> **DATASET SECTION**:

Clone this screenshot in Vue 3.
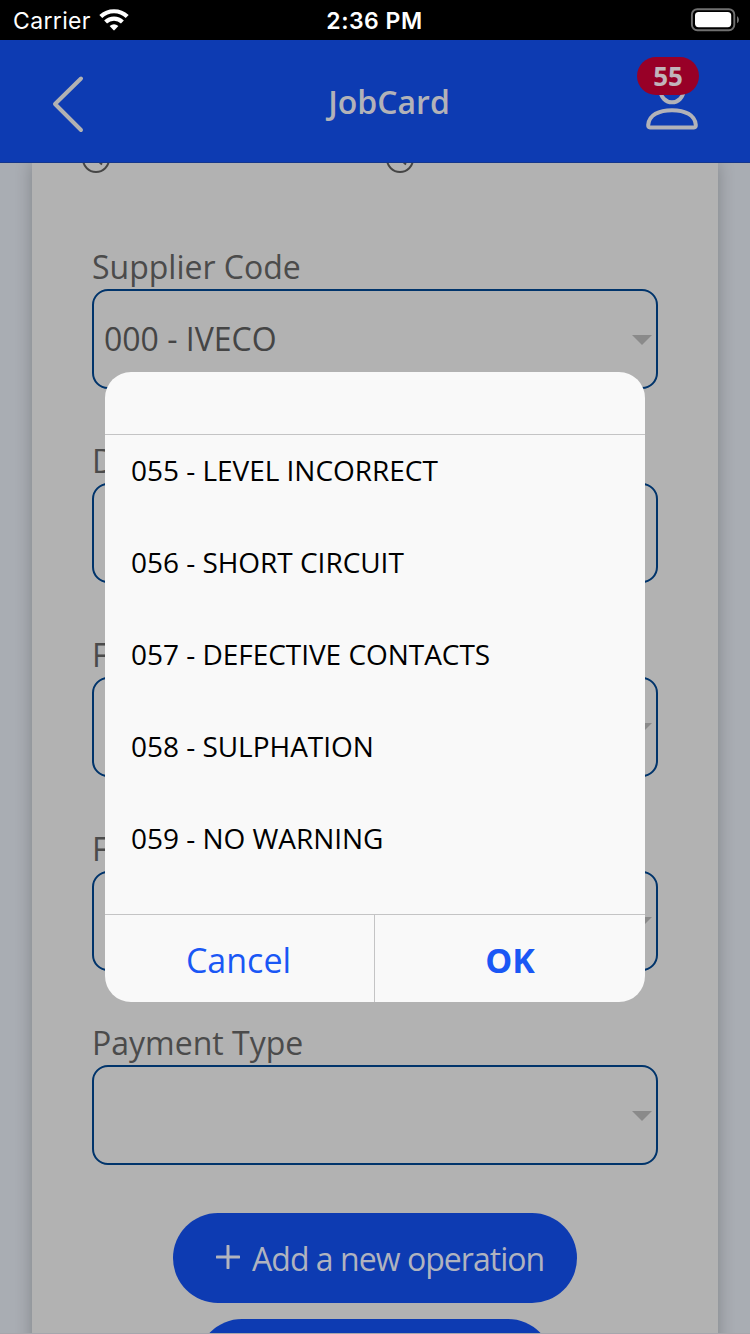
<script setup>
const fields = [
  { label: 'Supplier Code', value: '000 - IVECO', arrow: true },
  { label: 'D', value: '', arrow: false },
  { label: 'F', value: '', arrow: true },
  { label: 'F', value: '', arrow: true },
  { label: 'Payment Type', value: '', arrow: true },
]
const options = [
  '055 - LEVEL INCORRECT',
  '056 - SHORT CIRCUIT',
  '057 - DEFECTIVE CONTACTS',
  '058 - SULPHATION',
  '059 - NO WARNING',
]
</script>

<template>
  <div class="screen">
    <div class="status">
      <div class="carrier">
        <span>Carrier</span>
        <svg class="wifi" width="30" height="22" viewBox="0 0 30 22">
          <path d="M1.800 7.600 A19 19 0 0 1 28.200 7.600" />
          <path d="M6.600 12.900 A12.200 12.200 0 0 1 23.400 12.900" />
          <path class="dot" d="M10.600 17 Q15 13.600 19.400 17 L15.600 21.100 Q15 21.700 14.400 21.100 Z" />
        </svg>
      </div>
      <span class="time">2:36 PM</span>
      <svg class="battery" width="50" height="24" viewBox="0 0 50 24">
        <rect x="1.9" y="1.2" width="42.4" height="21" rx="5.4" fill="none" stroke="#707070" stroke-width="1.9" />
        <rect x="5" y="4" width="36.2" height="15.2" rx="3.6" fill="#fff" />
        <path d="M47 8 Q49 9.5 49 11.7 Q49 14 47 15.3 Z" fill="#707070" />
      </svg>
    </div>

    <header class="header">
      <svg class="back" width="36" height="62" viewBox="0 0 36 62">
        <path d="M31 5.500 L5 31 L31 57" />
      </svg>
      <h1 class="title">JobCard</h1>
      <div class="profile">
        <svg width="56" height="56" viewBox="0 0 56 56">
          <circle cx="28" cy="17" r="11.300" />
          <path d="M6 53.500 Q4 53.500 4.200 51 C5 41 15 36.200 28 36.200 C41 36.200 51 41 51.800 51 Q52 53.500 50 53.500 Z" />
        </svg>
        <span class="badge">55</span>
      </div>
    </header>

    <main class="content">
      <section class="card">
        <div class="clocks">
          <svg v-for="n in 2" :key="n" width="28" height="28" viewBox="0 0 28 28">
            <circle cx="14" cy="14" r="13" />
            <path d="M14 5 V14 L20 19.500" />
          </svg>
        </div>
        <div v-for="(f, i) in fields" :key="i" class="field">
          <label class="label">{{ f.label }}</label>
          <div class="select">
            <span class="value">{{ f.value }}</span>
            <i v-if="f.arrow" class="arrow"></i>
          </div>
        </div>
        <button class="action">
          <svg width="24" height="24" viewBox="0 0 24 24"><path d="M12 1 V23 M1 12 H23" /></svg>
          <span>Add a new operation</span>
        </button>
        <div class="action second"></div>
      </section>
    </main>

    <div class="dialog">
      <div class="dialog-head"></div>
      <ul class="options">
        <li v-for="o in options" :key="o"><span>{{ o }}</span></li>
      </ul>
      <div class="buttons">
        <button>Cancel</button>
        <button class="ok">OK</button>
      </div>
    </div>
  </div>
</template>

<style>
body { overflow: hidden; }
</style>

<style scoped>
* { box-sizing: border-box; }
.screen {
  position: relative;
  display: flex;
  flex-direction: column;
  width: 750px;
  height: 1334px;
  overflow: hidden;
  background: #a9adb3;
  font-family: "Open Sans", "Noto Sans", sans-serif;
}
.status {
  display: grid;
  grid-template-columns: 1fr auto 1fr;
  align-items: center;
  flex: none;
  height: 40px;
  padding: 0 10px 0 13px;
  background: #000;
  color: #fff;
  font-family: Inter, sans-serif;
  font-size: 23px;
}
.carrier { display: flex; align-items: center; gap: 8px; letter-spacing: 0.35px; }
.carrier span, .time { padding-top: 2px; }
.wifi path { fill: none; stroke: #fff; stroke-width: 4.2; }
.wifi .dot { fill: #fff; stroke: none; }
.time { font-weight: 600; font-size: 23px; letter-spacing: 0.5px; margin: 0 4px 0 0; }
.battery { justify-self: end; }
.header {
  display: grid;
  grid-template-columns: 150px 1fr 150px;
  flex: none;
  height: 123px;
  background: #0d3bb2;
  border-bottom: 1px solid #14368c;
  z-index: 1;
}
.back { margin: 33px 0 0 50px; fill: none; stroke: #b2b2b2; stroke-width: 4; stroke-linecap: round; stroke-linejoin: round; }
.title {
  margin: 0;
  padding-left: 28px;
  text-align: center;
  line-height: 124px;
  font-size: 32px;
  font-weight: 600;
  color: #b2b2b8;
}
.profile { position: relative; padding: 34px 0 0 44px; }
.profile svg { fill: none; stroke: #b2b2b8; stroke-width: 4; display: block; }
.badge {
  position: absolute;
  left: 37px;
  top: 17px;
  width: 62px;
  height: 38px;
  border-radius: 19px;
  background: #980027;
  color: #c1b5bb;
  font-size: 26px;
  font-weight: 700;
  line-height: 38px;
  text-align: center;
}
.content { flex: 1; min-height: 0; padding: 0 32px; overflow: hidden; border-bottom: 1px solid #a6a6ac; }
.card {
  height: 1300px;
  padding: 0 60px;
  background: #b2b2b2;
  box-shadow: 0 0 16px rgba(0, 0, 0, 0.24);
}
.clocks { display: flex; gap: 276px; height: 82px; margin-left: -10px; }
.clocks svg { margin-top: -18px; fill: none; stroke: #454545; stroke-width: 2; flex: none; }
.field { height: 194px; }
.label { display: block; height: 44px; line-height: 44px; font-size: 32px; color: #4b4b4b; }
.select {
  display: flex;
  align-items: center;
  justify-content: space-between;
  height: 100px;
  padding: 0 4px 0 10px;
  border: 2px solid #00346b;
  border-radius: 16px;
  font-size: 32px;
  color: #454545;
}
.value { padding-bottom: 2px; }
.arrow { margin-top: 2px; border: 10px solid transparent; border-top-color: #8a8a8a; border-bottom: 0; }
.action {
  display: flex;
  align-items: center;
  width: 404px;
  height: 90px;
  margin: -2px auto 0;
  padding: 0 0 0 43px;
  gap: 12px;
  border: 0;
  border-radius: 45px;
  background: #0d3bb2;
  color: #b0b3bf;
  font-family: inherit;
  font-size: 32px;
  letter-spacing: -0.96px;
  white-space: nowrap;
}
.action svg { flex: none; margin-bottom: 2px; stroke: #b2b4bd; stroke-width: 3; stroke-linecap: round; }
.second { width: 356px; margin-top: 16px; }
.dialog {
  position: absolute;
  left: 105px;
  top: 372px;
  width: 540px;
  height: 630px;
  display: flex;
  flex-direction: column;
  overflow: hidden;
  border-radius: 26px;
  background: #f9f9f9;
  z-index: 2;
}
.dialog-head { height: 63px; border-bottom: 1px solid #c4c4c5; }
.options { flex: 1; margin: 0; padding: 0 26px; list-style: none; font-size: 28px; letter-spacing: -0.03px; color: #000; }
.options li { height: 92px; line-height: 70px; white-space: nowrap; }
.buttons { display: grid; grid-template-columns: 1fr 1fr; height: 88px; border-top: 1px solid #c4c4c5; }
.buttons button {
  padding: 2px 2px 0 0;
  border: 0;
  border-right: 1px solid #c4c4c5;
  background: none;
  color: #1a57f5;
  font-family: inherit;
  font-size: 34px;
}
.buttons .ok { border-right: 0; padding-right: 0; font-weight: 700; }
</style>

> **TASK INSTRUCTIONS**:
Every line of the data above should be quoted exactly. Omit the pictures.

> **EXERCISE ANSWER**:
Clone this screenshot in Vue 3.
<script setup>
const fields = [
  { label: 'Supplier Code', value: '000 - IVECO', arrow: true },
  { label: 'D', value: '', arrow: false },
  { label: 'F', value: '', arrow: true },
  { label: 'F', value: '', arrow: true },
  { label: 'Payment Type', value: '', arrow: true },
]
const options = [
  '055 - LEVEL INCORRECT',
  '056 - SHORT CIRCUIT',
  '057 - DEFECTIVE CONTACTS',
  '058 - SULPHATION',
  '059 - NO WARNING',
]
</script>

<template>
  <div class="screen">
    <div class="status">
      <div class="carrier">
        <span>Carrier</span>
        <svg class="wifi" width="30" height="22" viewBox="0 0 30 22">
          <path d="M1.800 7.600 A19 19 0 0 1 28.200 7.600" />
          <path d="M6.600 12.900 A12.200 12.200 0 0 1 23.400 12.900" />
          <path class="dot" d="M10.600 17 Q15 13.600 19.400 17 L15.600 21.100 Q15 21.700 14.400 21.100 Z" />
        </svg>
      </div>
      <span class="time">2:36 PM</span>
      <svg class="battery" width="50" height="24" viewBox="0 0 50 24">
        <rect x="1.9" y="1.2" width="42.4" height="21" rx="5.4" fill="none" stroke="#707070" stroke-width="1.9" />
        <rect x="5" y="4" width="36.2" height="15.2" rx="3.6" fill="#fff" />
        <path d="M47 8 Q49 9.5 49 11.7 Q49 14 47 15.3 Z" fill="#707070" />
      </svg>
    </div>

    <header class="header">
      <svg class="back" width="36" height="62" viewBox="0 0 36 62">
        <path d="M31 5.500 L5 31 L31 57" />
      </svg>
      <h1 class="title">JobCard</h1>
      <div class="profile">
        <svg width="56" height="56" viewBox="0 0 56 56">
          <circle cx="28" cy="17" r="11.300" />
          <path d="M6 53.500 Q4 53.500 4.200 51 C5 41 15 36.200 28 36.200 C41 36.200 51 41 51.800 51 Q52 53.500 50 53.500 Z" />
        </svg>
        <span class="badge">55</span>
      </div>
    </header>

    <main class="content">
      <section class="card">
        <div class="clocks">
          <svg v-for="n in 2" :key="n" width="28" height="28" viewBox="0 0 28 28">
            <circle cx="14" cy="14" r="13" />
            <path d="M14 5 V14 L20 19.500" />
          </svg>
        </div>
        <div v-for="(f, i) in fields" :key="i" class="field">
          <label class="label">{{ f.label }}</label>
          <div class="select">
            <span class="value">{{ f.value }}</span>
            <i v-if="f.arrow" class="arrow"></i>
          </div>
        </div>
        <button class="action">
          <svg width="24" height="24" viewBox="0 0 24 24"><path d="M12 1 V23 M1 12 H23" /></svg>
          <span>Add a new operation</span>
        </button>
        <div class="action second"></div>
      </section>
    </main>

    <div class="dialog">
      <div class="dialog-head"></div>
      <ul class="options">
        <li v-for="o in options" :key="o"><span>{{ o }}</span></li>
      </ul>
      <div class="buttons">
        <button>Cancel</button>
        <button class="ok">OK</button>
      </div>
    </div>
  </div>
</template>

<style>
body { overflow: hidden; }
</style>

<style scoped>
* { box-sizing: border-box; }
.screen {
  position: relative;
  display: flex;
  flex-direction: column;
  width: 750px;
  height: 1334px;
  overflow: hidden;
  background: #a9adb3;
  font-family: "Open Sans", "Noto Sans", sans-serif;
}
.status {
  display: grid;
  grid-template-columns: 1fr auto 1fr;
  align-items: center;
  flex: none;
  height: 40px;
  padding: 0 10px 0 13px;
  background: #000;
  color: #fff;
  font-family: Inter, sans-serif;
  font-size: 23px;
}
.carrier { display: flex; align-items: center; gap: 8px; letter-spacing: 0.35px; }
.carrier span, .time { padding-top: 2px; }
.wifi path { fill: none; stroke: #fff; stroke-width: 4.2; }
.wifi .dot { fill: #fff; stroke: none; }
.time { font-weight: 600; font-size: 23px; letter-spacing: 0.5px; margin: 0 4px 0 0; }
.battery { justify-self: end; }
.header {
  display: grid;
  grid-template-columns: 150px 1fr 150px;
  flex: none;
  height: 123px;
  background: #0d3bb2;
  border-bottom: 1px solid #14368c;
  z-index: 1;
}
.back { margin: 33px 0 0 50px; fill: none; stroke: #b2b2b2; stroke-width: 4; stroke-linecap: round; stroke-linejoin: round; }
.title {
  margin: 0;
  padding-left: 28px;
  text-align: center;
  line-height: 124px;
  font-size: 32px;
  font-weight: 600;
  color: #b2b2b8;
}
.profile { position: relative; padding: 34px 0 0 44px; }
.profile svg { fill: none; stroke: #b2b2b8; stroke-width: 4; display: block; }
.badge {
  position: absolute;
  left: 37px;
  top: 17px;
  width: 62px;
  height: 38px;
  border-radius: 19px;
  background: #980027;
  color: #c1b5bb;
  font-size: 26px;
  font-weight: 700;
  line-height: 38px;
  text-align: center;
}
.content { flex: 1; min-height: 0; padding: 0 32px; overflow: hidden; border-bottom: 1px solid #a6a6ac; }
.card {
  height: 1300px;
  padding: 0 60px;
  background: #b2b2b2;
  box-shadow: 0 0 16px rgba(0, 0, 0, 0.24);
}
.clocks { display: flex; gap: 276px; height: 82px; margin-left: -10px; }
.clocks svg { margin-top: -18px; fill: none; stroke: #454545; stroke-width: 2; flex: none; }
.field { height: 194px; }
.label { display: block; height: 44px; line-height: 44px; font-size: 32px; color: #4b4b4b; }
.select {
  display: flex;
  align-items: center;
  justify-content: space-between;
  height: 100px;
  padding: 0 4px 0 10px;
  border: 2px solid #00346b;
  border-radius: 16px;
  font-size: 32px;
  color: #454545;
}
.value { padding-bottom: 2px; }
.arrow { margin-top: 2px; border: 10px solid transparent; border-top-color: #8a8a8a; border-bottom: 0; }
.action {
  display: flex;
  align-items: center;
  width: 404px;
  height: 90px;
  margin: -2px auto 0;
  padding: 0 0 0 43px;
  gap: 12px;
  border: 0;
  border-radius: 45px;
  background: #0d3bb2;
  color: #b0b3bf;
  font-family: inherit;
  font-size: 32px;
  letter-spacing: -0.96px;
  white-space: nowrap;
}
.action svg { flex: none; margin-bottom: 2px; stroke: #b2b4bd; stroke-width: 3; stroke-linecap: round; }
.second { width: 356px; margin-top: 16px; }
.dialog {
  position: absolute;
  left: 105px;
  top: 372px;
  width: 540px;
  height: 630px;
  display: flex;
  flex-direction: column;
  overflow: hidden;
  border-radius: 26px;
  background: #f9f9f9;
  z-index: 2;
}
.dialog-head { height: 63px; border-bottom: 1px solid #c4c4c5; }
.options { flex: 1; margin: 0; padding: 0 26px; list-style: none; font-size: 28px; letter-spacing: -0.03px; color: #000; }
.options li { height: 92px; line-height: 70px; white-space: nowrap; }
.buttons { display: grid; grid-template-columns: 1fr 1fr; height: 88px; border-top: 1px solid #c4c4c5; }
.buttons button {
  padding: 2px 2px 0 0;
  border: 0;
  border-right: 1px solid #c4c4c5;
  background: none;
  color: #1a57f5;
  font-family: inherit;
  font-size: 34px;
}
.buttons .ok { border-right: 0; padding-right: 0; font-weight: 700; }
</style>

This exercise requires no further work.